Thursday, June 14, 2012

A Cleveland Strategy for Obama?


This piece originally appeared as my weekly column in the June 6 edition of the Village News.  I promise, friends, I will start posting original material after one more re-pub!
When President Obama came out in favor of same-sex marriage, my immediate reaction was that he’d done a courageous thing.  
A few nano-seconds later, I remembered the old political rule:  In an election year, smart politicians don’t do the courageous thing.  They do the smart thing.
So I began asking myself:  Why would President Obama take such a controversial position at the beginning of an election year?
I mean, there’s no question whatsoever that the man is smart.  I’ve never bought the standard liberal assumption that he’s incredibly brilliant.  Brilliant people usually have vision, and I haven’t seen much evidence of vision over the past four years.

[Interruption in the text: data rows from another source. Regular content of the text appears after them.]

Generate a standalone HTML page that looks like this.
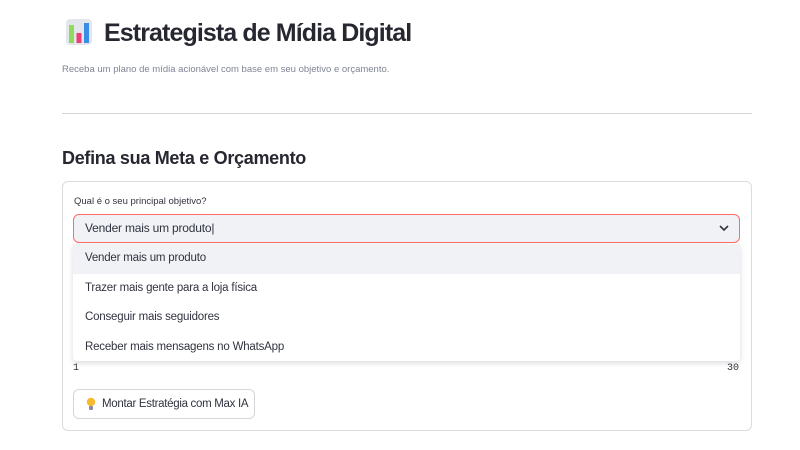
<!DOCTYPE html>
<html><head><meta charset="utf-8"><style>
body{margin:0;width:800px;height:450px;background:#fff;font-family:"Liberation Sans","DejaVu Sans",sans-serif;position:relative;overflow:hidden;color:#31333f}
h1{position:absolute;left:104px;top:19px;margin:0;font-size:25px;font-weight:bold;color:#262730;letter-spacing:-0.9px;white-space:nowrap}
.sub{position:absolute;left:62px;top:64px;font-size:9.5px;color:#808495}
.hr{position:absolute;left:62px;top:113px;width:690px;height:1px;background:#d6d6d9}
h2{position:absolute;left:62px;top:148px;margin:0;font-size:18px;font-weight:bold;color:#262730;letter-spacing:-0.3px}
.card{position:absolute;left:62px;top:181px;width:688px;height:248px;border:1px solid #dcdce0;border-radius:6px}
.lab{position:absolute;left:74px;top:196px;font-size:9.5px;color:#31333f}
.sel{position:absolute;left:73px;top:214px;width:665px;height:27px;border:1px solid #ff6b6b;border-radius:6px;background:#f0f2f6;font-size:12px;line-height:27px;text-indent:11px;letter-spacing:-0.2px}
.dd{position:absolute;left:73px;top:244px;width:667px;height:117px;background:#fff;border-radius:4px;box-shadow:0 2px 6px rgba(0,0,0,.15)}
.dd div{height:29.5px;line-height:29.5px;font-size:11.5px;padding-left:12px;letter-spacing:-0.2px}
.n{position:absolute;top:363px;font-family:"Liberation Mono",monospace;font-size:10px}
.btn{position:absolute;left:73px;top:389px;width:180px;height:28px;border:1px solid #d6d6d9;border-radius:6px;font-size:11.5px;line-height:28px;text-indent:28px;white-space:nowrap;letter-spacing:-0.3px}
</style></head><body>
<svg style="position:absolute;left:66px;top:19px" width="26" height="26"><rect width="26" height="26" rx="4" fill="#e4e6ee"/><rect x="3" y="6" width="5" height="18" fill="#8fdc5a"/><rect x="10.5" y="14" width="5" height="10" fill="#ec4074"/><rect x="18" y="4" width="5" height="20" fill="#3a8de6"/></svg>
<h1>Estrategista de Mídia Digital</h1>
<div class="sub">Receba um plano de mídia acionável com base em seu objetivo e orçamento.</div>
<div class="hr"></div>
<h2>Defina sua Meta e Orçamento</h2>
<div class="card"></div>
<div class="lab">Qual é o seu principal objetivo?</div>
<div class="sel">Vender mais um produto|<svg style="position:absolute;right:10px;top:10px" width="10" height="7"><path d="M1 1l4 4 4-4" stroke="#31333f" stroke-width="1.6" fill="none"/></svg></div>
<div class="dd"><div style="background:#f0f2f6">Vender mais um produto</div><div>Trazer mais gente para a loja física</div><div>Conseguir mais seguidores</div><div>Receber mais mensagens no WhatsApp</div></div>
<div class="n" style="left:73px">1</div><div class="n" style="left:727px">30</div>
<div class="btn">Montar Estratégia com Max IA<svg style="position:absolute;left:12px;top:7px" width="10" height="14"><circle cx="5" cy="5" r="4.2" fill="#f7b92e"/><rect x="3" y="9" width="4" height="4" rx="1" fill="#8a8aa0"/></svg></div>
</body></html>
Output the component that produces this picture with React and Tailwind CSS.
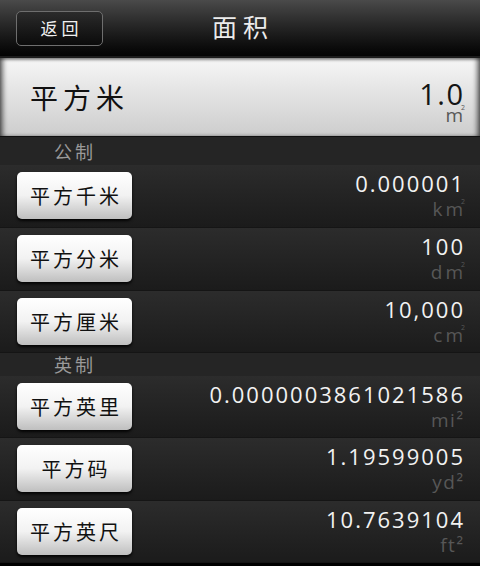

On the other hand, you can’t deny Mr. Obama’s political genius.  America’s first black president – a generation or two before most folks would have thought that possible.
The man’s no dummy.
But here’s the President endorsing same-sex marriage, outraging a considerable fraction of the African-American clergy – a key element of his 2008 coalition.
What was he thinking?
There’s a hypothesis that the President had studied his polling and discovered that he’d win more votes than he’d lose by supporting same-sex marriage.  Or at least, that he’d win more votes in the six or seven battleground states – including Virginia – which will determine the outcome in the Electoral College.
Perhaps there’s something to that.  Opposition to same-sex marriage is dwindling rapidly, with more Americans now in favor than opposed.  (An in-depth survey by the Pew Center, published in April, has the gap at 47 percent - 43 percent.)
Moreover, Mr. Obama’s stand seems likely to stimulate enthusiasm among younger voters, whose energetic support in 2008 proved a key to his victory.  Those under-30 voters are overwhelmingly in favor of marriage equality.  
It might even be that the sort of deep polling done by campaigns has indicated that America’s present wave of religious enthusiasm is beginning to wind down.  Since Colonial times, America has experienced a “great awakening” every so often, generally between fifty and eighty years apart.  
These waves have inevitably been followed by periods of interest in more worldly matters.
Our present, politicized “great awakening” has been going on since the early 1970’s, providing a great deal of energetic support to conservative candidates.  
Perhaps there’s evidence that this wave is finally heading back out to sea.
And yet.  And yet...
In politics, you have to think long-term.  Even if  Mr. Obama wins in November, he will have a hard time enacting the sort of progressive agenda he certainly wants as his historic legacy.  The economy is still misfiring like an old jalopy.  That will hamper him.  Even if the Republicans lose the House, which seems likely, they’ll have enough votes in the Senate to block anything the President wants to pass.
But what if Mr. Obama runs on a boldly progressive platform and loses?
Is that the end of the story?
Follow me here:  If Mr. Obama loses in November, the bad economy will become President Romney’s problem.  And the simple fact is, unless Mr. Romney undergoes yet another transformation, he will have absolutely nothing in his toolbox with which to fix it.
Certainly, the Republicans in Congress won’t.
Those guys actually believe, against the evidence of history and a century of sound economic theory, that they can bring about a recovery by cutting government spending, cutting taxes and waiting.
Herbert Hoover tried that, and sent us deeply into the Great Depression.  
Lately, Germany’s Angela Merkel has been trying the same thing on Europe’s periphery, nearly causing the European Union to melt down.
The truth is, John Maynard Keynes had it right nearly a century ago.  In a severe recession or depression, the best way out is for government to spend money in order to stimulate economic activity.  
That’s not a matter of opinion.  That’s what works.
But the Republicans refuse to believe that.  If they win power in November, and follow the policies they’ve been preaching for the past four years, this recession will drag on and on.
And if that happens, both houses of Congress will go heavily Democratic in the off-year Congressional elections of 2014.
And the White House will, very likely, go to a Democrat in 2016.
And perhaps that Democrat  will be a still-youthful Barack Obama, now older and more experienced.  Now empowered by four more years of that demographic shift.  Now with progressive Congressional majorities that will allow him to enact the sort of sweeping policy initiatives he couldn’t enact in his first term.
Call it the Cleveland Strategy – for Grover Cleveland, our 22nd and 24th President.  A Democrat who served two non-consecutive terms in the late 19th century.
What worked for Number 22 might work for Number 44.
Don’t get me wrong.  I’m sure Mr. Obama wants to win in November.  But I’m starting to wonder if he hasn’t figured out a bold strategy which makes him a winner either way.